◆ RECORDS
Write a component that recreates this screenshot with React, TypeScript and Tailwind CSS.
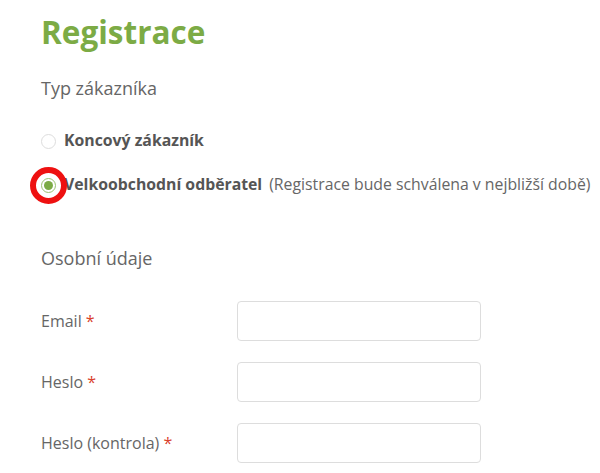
export default function App() {
    const fields = ["Email", "Heslo", "Heslo (kontrola)"]
    return (
        <main className="bg-white w-[600px] h-[473px] overflow-hidden pl-[41px] pt-[10px] font-['Open_Sans',sans-serif] text-[#555]">
            <h1 className="text-[31.5px] font-bold text-[#7cab45] leading-[44px]">Registrace</h1>
            <h2 className="mt-[22px] text-[18px] text-[#666] leading-[24px]">Typ zákazníka</h2>
            <div className="mt-[30px] space-y-[22px]">
                <label className="flex items-center h-[22px]">
                    <span className="w-[15px] h-[15px] rounded-full border border-[#ddd] bg-white"></span>
                    <span className="ml-[8px] text-[15.8px] font-bold text-[#555]">Koncový zákazník</span>
                </label>
                <label className="flex items-center h-[22px]">
                    <span className="relative w-[15px] h-[15px]">
                        <span className="absolute -left-[11px] -top-[11px] w-[37px] h-[37px] rounded-full border-[6px] border-[#ee1111]"></span>
                        <span className="absolute inset-0 rounded-full border border-[#9ac070] bg-white flex items-center justify-center">
                            <span className="w-[9px] h-[9px] rounded-full bg-[#7cab45]"></span>
                        </span>
                    </span>
                    <span className="ml-[8px] text-[15.8px] font-bold text-[#555]">Velkoobchodní odběratel</span>
                    <span className="ml-[7px] text-[15.8px] text-[#666]">(Registrace bude schválena v nejbližší době)</span>
                </label>
            </div>
            <h2 className="mt-[50px] text-[18px] text-[#666] leading-[24px]">Osobní údaje</h2>
            <div className="mt-[31px] space-y-[21px]">
                {fields.map((f) => (
                    <div key={f} className="flex items-center h-[40px]">
                        <span className="w-[196px] text-[16px] text-[#666]">
                            {f} <span className="text-[#d9412c]">*</span>
                        </span>
                        <input className="w-[244px] h-[40px] rounded-[4px] border border-[#ddd] bg-white" />
                    </div>
                ))}
            </div>
        </main>
    )
}
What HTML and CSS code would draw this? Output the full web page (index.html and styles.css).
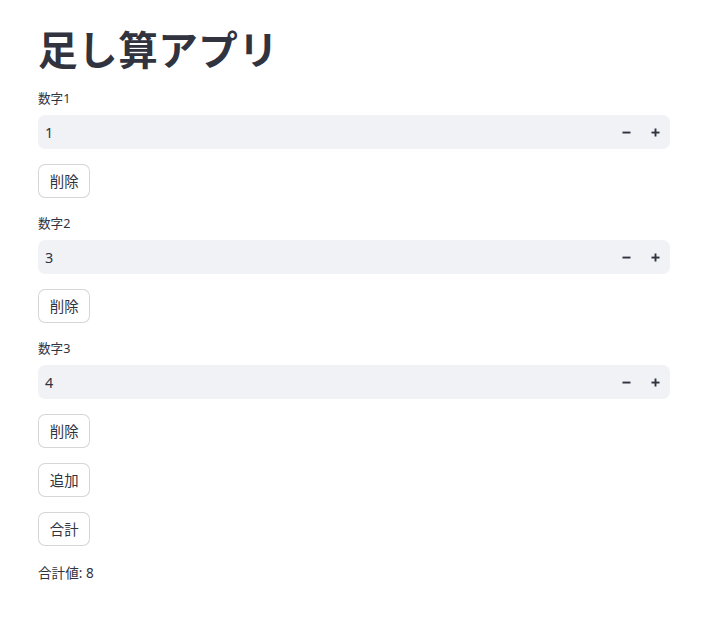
FILE: index.html
```html
<!DOCTYPE html>
<html lang="ja">
<head>
<meta charset="utf-8">
<title>足し算アプリ</title>
<link rel="stylesheet" href="styles.css">
</head>
<body>
<main class="app">
  <h1 class="title">足し算アプリ</h1>

  <div class="field">
    <label class="label">数字1</label>
    <div class="num-input">
      <span class="value">1</span>
      <button class="step" aria-label="minus"><svg width="9" height="9" viewBox="0 0 9 9"><rect x="0.5" y="3.6" width="8" height="1.9" fill="#31333F"/></svg></button>
      <button class="step" aria-label="plus"><svg width="9" height="9" viewBox="0 0 9 9"><rect x="0.5" y="3.6" width="8" height="1.9" fill="#31333F"/><rect x="3.55" y="0.5" width="1.9" height="8" fill="#31333F"/></svg></button>
    </div>
  </div>
  <div><button class="btn">削除</button></div>

  <div class="field">
    <label class="label">数字2</label>
    <div class="num-input">
      <span class="value">3</span>
      <button class="step" aria-label="minus"><svg width="9" height="9" viewBox="0 0 9 9"><rect x="0.5" y="3.6" width="8" height="1.9" fill="#31333F"/></svg></button>
      <button class="step" aria-label="plus"><svg width="9" height="9" viewBox="0 0 9 9"><rect x="0.5" y="3.6" width="8" height="1.9" fill="#31333F"/><rect x="3.55" y="0.5" width="1.9" height="8" fill="#31333F"/></svg></button>
    </div>
  </div>
  <div><button class="btn">削除</button></div>

  <div class="field">
    <label class="label">数字3</label>
    <div class="num-input">
      <span class="value">4</span>
      <button class="step" aria-label="minus"><svg width="9" height="9" viewBox="0 0 9 9"><rect x="0.5" y="3.6" width="8" height="1.9" fill="#31333F"/></svg></button>
      <button class="step" aria-label="plus"><svg width="9" height="9" viewBox="0 0 9 9"><rect x="0.5" y="3.6" width="8" height="1.9" fill="#31333F"/><rect x="3.55" y="0.5" width="1.9" height="8" fill="#31333F"/></svg></button>
    </div>
  </div>
  <div><button class="btn">削除</button></div>

  <div><button class="btn">追加</button></div>
  <div><button class="btn">合計</button></div>

  <p class="result">合計値: 8</p>
</main>
</body>
</html>
```

FILE: styles.css
```css
* { box-sizing: border-box; }

html, body {
  margin: 0;
  padding: 0;
  background: #ffffff;
}

body {
  font-family: "Noto Sans", "Noto Sans CJK JP", sans-serif;
  color: #31333F;
  font-size: 14.4px;
}

.app {
  width: 632px;
  margin-left: 38px;
  display: flex;
  flex-direction: column;
  gap: 14.4px;
  padding-top: 22px;
}

.title {
  margin: 0;
  font-size: 39.6px;
  line-height: 51.5px;
  padding-bottom: 0;
  font-weight: 700;
  color: #31333F;
  font-family: "Noto Sans CJK JP", sans-serif;
  letter-spacing: 0.5px;
}

.field {
  display: flex;
  flex-direction: column;
}

.label {
  font-size: 12.6px;
  line-height: 22.6px;
  margin-bottom: 4.4px;
  color: #31333F;
}

.num-input {
  height: 34.6px;
  background: #f0f2f6;
  border-radius: 7.2px;
  display: flex;
  align-items: center;
  padding-left: 7px;
}

.value {
  flex: 1;
  font-size: 14.4px;
  color: #31333F;
}

.step {
  width: 29px;
  height: 100%;
  border: none;
  background: transparent;
  padding: 0;
  display: flex;
  align-items: center;
  justify-content: center;
}

.btn {
  height: 34.6px;
  padding: 0 10.8px;
  background: #ffffff;
  border: 1px solid rgba(49, 51, 63, 0.2);
  border-radius: 7.2px;
  font-family: "Noto Sans CJK JP", sans-serif;
  font-size: 14.4px;
  color: #31333F;
  line-height: 1;
}

.result {
  margin: 0;
  font-size: 13.6px;
  line-height: 23px;
}
```
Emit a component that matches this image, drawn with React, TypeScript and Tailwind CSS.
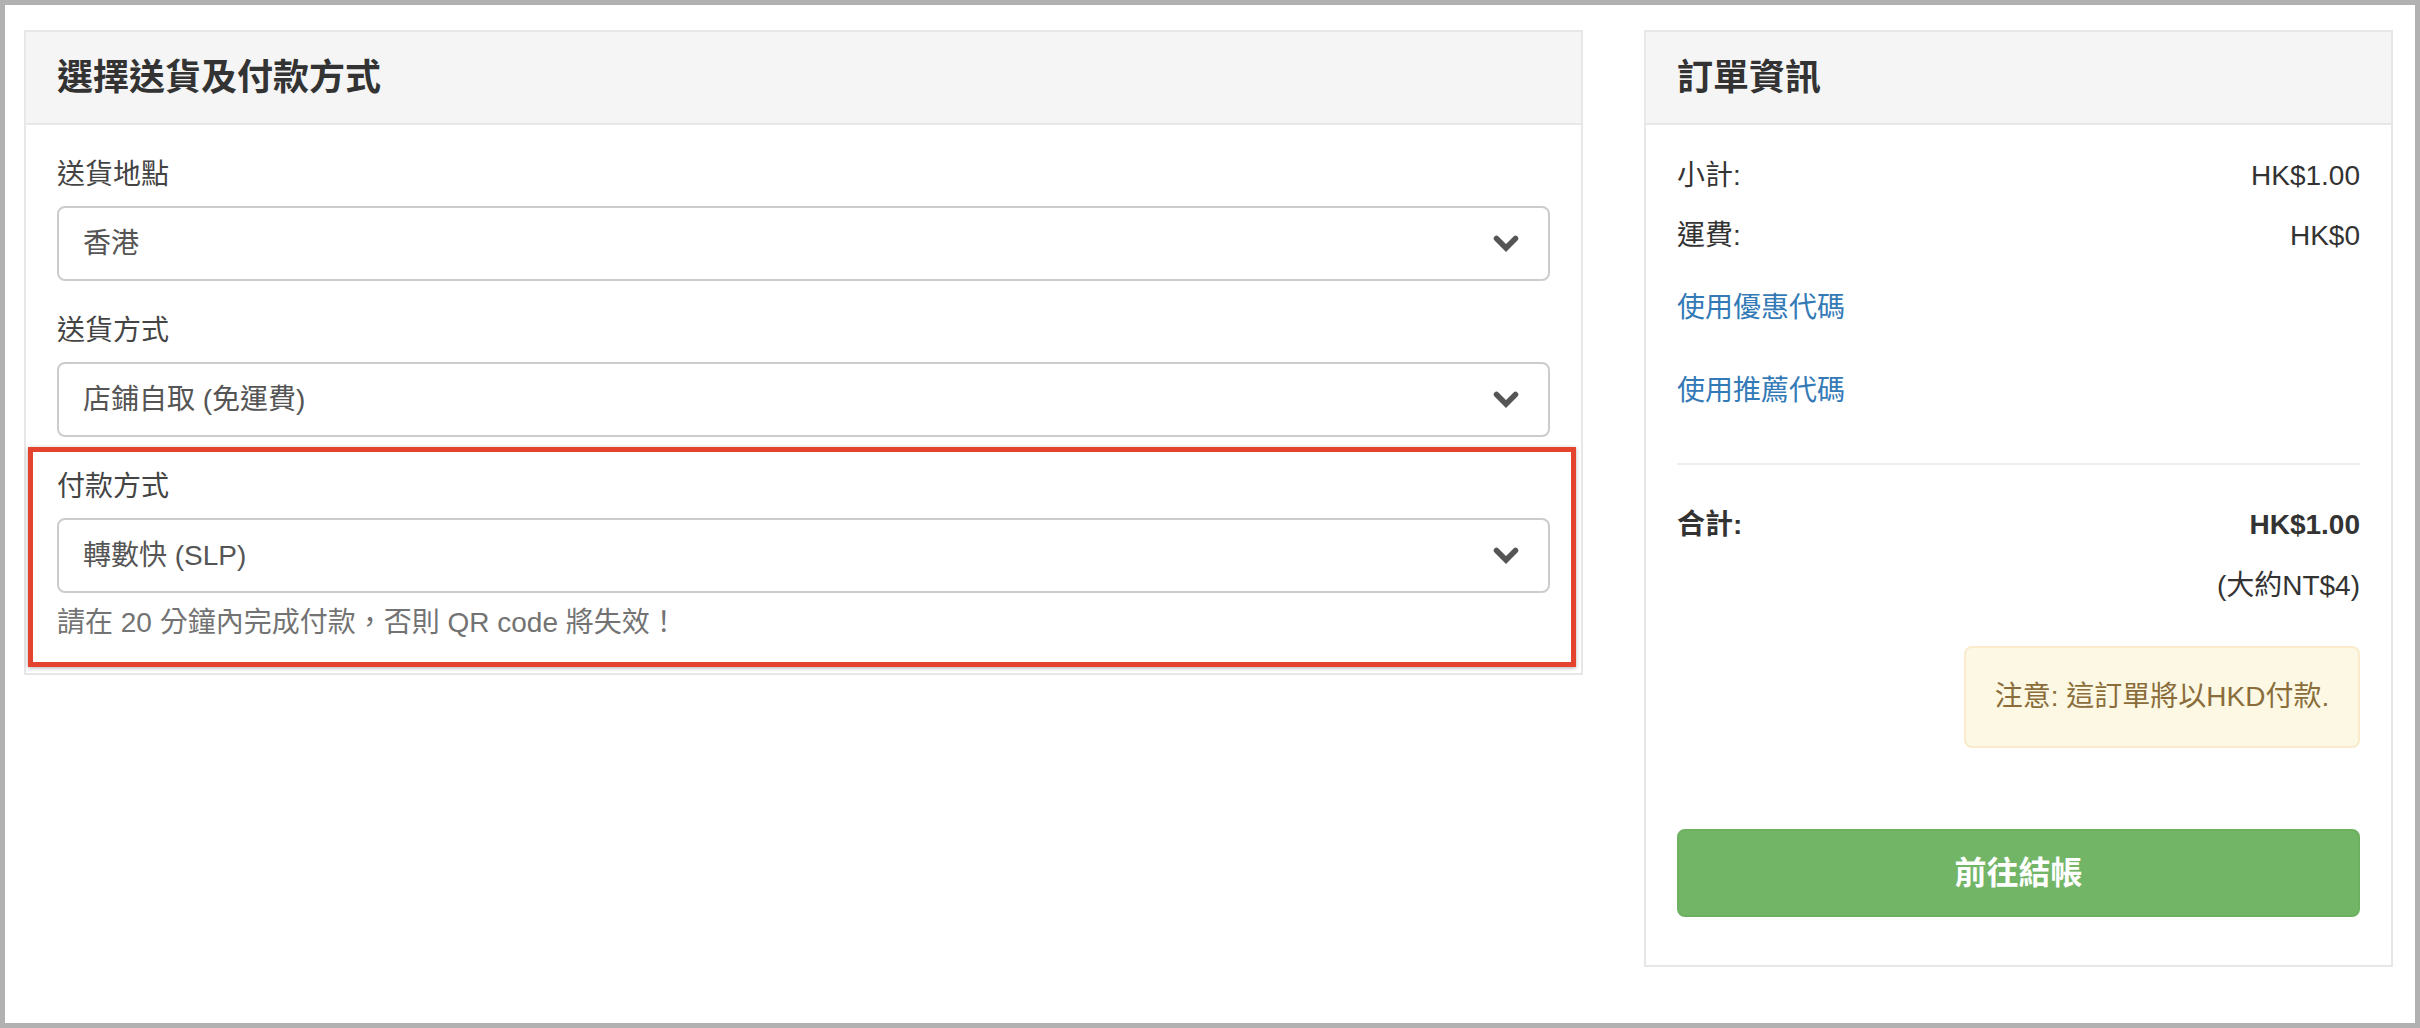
import React from "react";

const font = "font-['Liberation_Sans','Noto_Sans_CJK_TC',sans-serif]";

// Font Awesome style chevron-down
function Chevron() {
  return (
    <svg width="26" height="17" viewBox="0 0 26 17" className="shrink-0">
      <path
        d="M3.5 3.5 L13 13 L22.5 3.5"
        fill="none"
        stroke="#555555"
        strokeWidth="5.5"
        strokeLinecap="round"
        strokeLinejoin="miter"
      />
    </svg>
  );
}

function SelectBox({ value }: { value: string }) {
  return (
    <div className="h-[75px] flex items-center justify-between rounded-[8px] border-2 border-[#cccccc] bg-white pl-[24px] pr-[29px]">
      <span className="text-[28px] leading-[40px] text-[#555555]">{value}</span>
      <Chevron />
    </div>
  );
}

function FormGroup({ label, value }: { label: string; value: string }) {
  return (
    <div className="mb-[30px]">
      <label className="block text-[28px] leading-[40px] text-[#444444] mb-[11px]">{label}</label>
      <SelectBox value={value} />
    </div>
  );
}

function PanelHeader({ title }: { title: string }) {
  return (
    <div className="h-[93px] flex items-center px-[31px] bg-[#f5f5f5] border-b-2 border-[#e7e7e7]">
      <h3 className="text-[36px] font-bold text-[#333333]">{title}</h3>
    </div>
  );
}

function ShippingPanel() {
  return (
    <div className="w-[1559px] border-2 border-[#e7e7e7] bg-white">
      <PanelHeader title="選擇送貨及付款方式" />
      <div className="px-[31px] pt-[30px] pb-[30px]">
        <FormGroup label="送貨地點" value="香港" />
        <FormGroup label="送貨方式" value="店鋪自取 (免運費)" />

        {/* Payment method, highlighted */}
        <div className="relative">
          <label className="block text-[28px] leading-[40px] text-[#444444] mb-[11px]">付款方式</label>
          <SelectBox value="轉數快 (SLP)" />
          <p className="mt-[10px] text-[28px] leading-[40px] text-[#737373]">
            請在 20 分鐘內完成付款，否則 QR code 將失效！
          </p>
          <div className="absolute -left-[29px] -right-[26px] -top-[20px] -bottom-[24px] border-[5px] border-[#e4432d] shadow-[0_1px_4px_rgba(0,0,0,0.3)] pointer-events-none" />
        </div>
      </div>
    </div>
  );
}

function SummaryRow({ label, value, bold }: { label: string; value: string; bold?: boolean }) {
  return (
    <div className={`flex justify-between text-[28px] leading-[40px] text-[#333333] ${bold ? "font-bold" : ""}`}>
      <span>{label}</span>
      <span>{value}</span>
    </div>
  );
}

function OrderPanel() {
  return (
    <div className="w-[749px] border-2 border-[#e7e7e7] bg-white">
      <PanelHeader title="訂單資訊" />
      <div className="px-[31px] pt-[31px] pb-[48px]">
        <SummaryRow label="小計:" value="HK$1.00" />
        <div className="mt-[20px]">
          <SummaryRow label="運費:" value="HK$0" />
        </div>
        <a className="block mt-[32px] text-[28px] leading-[40px] text-[#337ab7]">使用優惠代碼</a>
        <a className="block mt-[43px] text-[28px] leading-[40px] text-[#337ab7]">使用推薦代碼</a>
        <div className="mt-[52px] h-[2px] bg-[#eeeeee]" />
        <div className="mt-[40px]">
          <SummaryRow label="合計:" value="HK$1.00" bold />
        </div>
        <div className="mt-[21px] text-right text-[28px] leading-[40px] text-[#333333]">(大約NT$4)</div>
        <div className="mt-[40px] flex justify-end">
          <div className="w-[396px] h-[102px] flex items-center justify-center rounded-[8px] border-2 border-[#faebcc] bg-[#fcf8e3] text-[28px] text-[#8a6d3b]">
            注意: 這訂單將以HKD付款.
          </div>
        </div>
        <button className="mt-[81px] w-full h-[88px] rounded-[8px] border-2 border-[#6cb060] bg-[#72b567] text-white text-[32px] font-bold">
          前往結帳
        </button>
      </div>
    </div>
  );
}

export default function App() {
  return (
    <div className={`${font} w-[2420px] h-[1028px] border-[5px] border-[#b1b1b1] bg-white flex items-start gap-[61px] pt-[25px] pl-[19px]`}>
      <ShippingPanel />
      <OrderPanel />
    </div>
  );
}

◆ STATED TASK
Go through the material line by line. Show each line that contains the string "TypeScript".

◆ FULL RESPONSE
Write a component that recreates this screenshot with React, TypeScript and Tailwind CSS.
Emit a component that matches this image, drawn with React, TypeScript and Tailwind CSS.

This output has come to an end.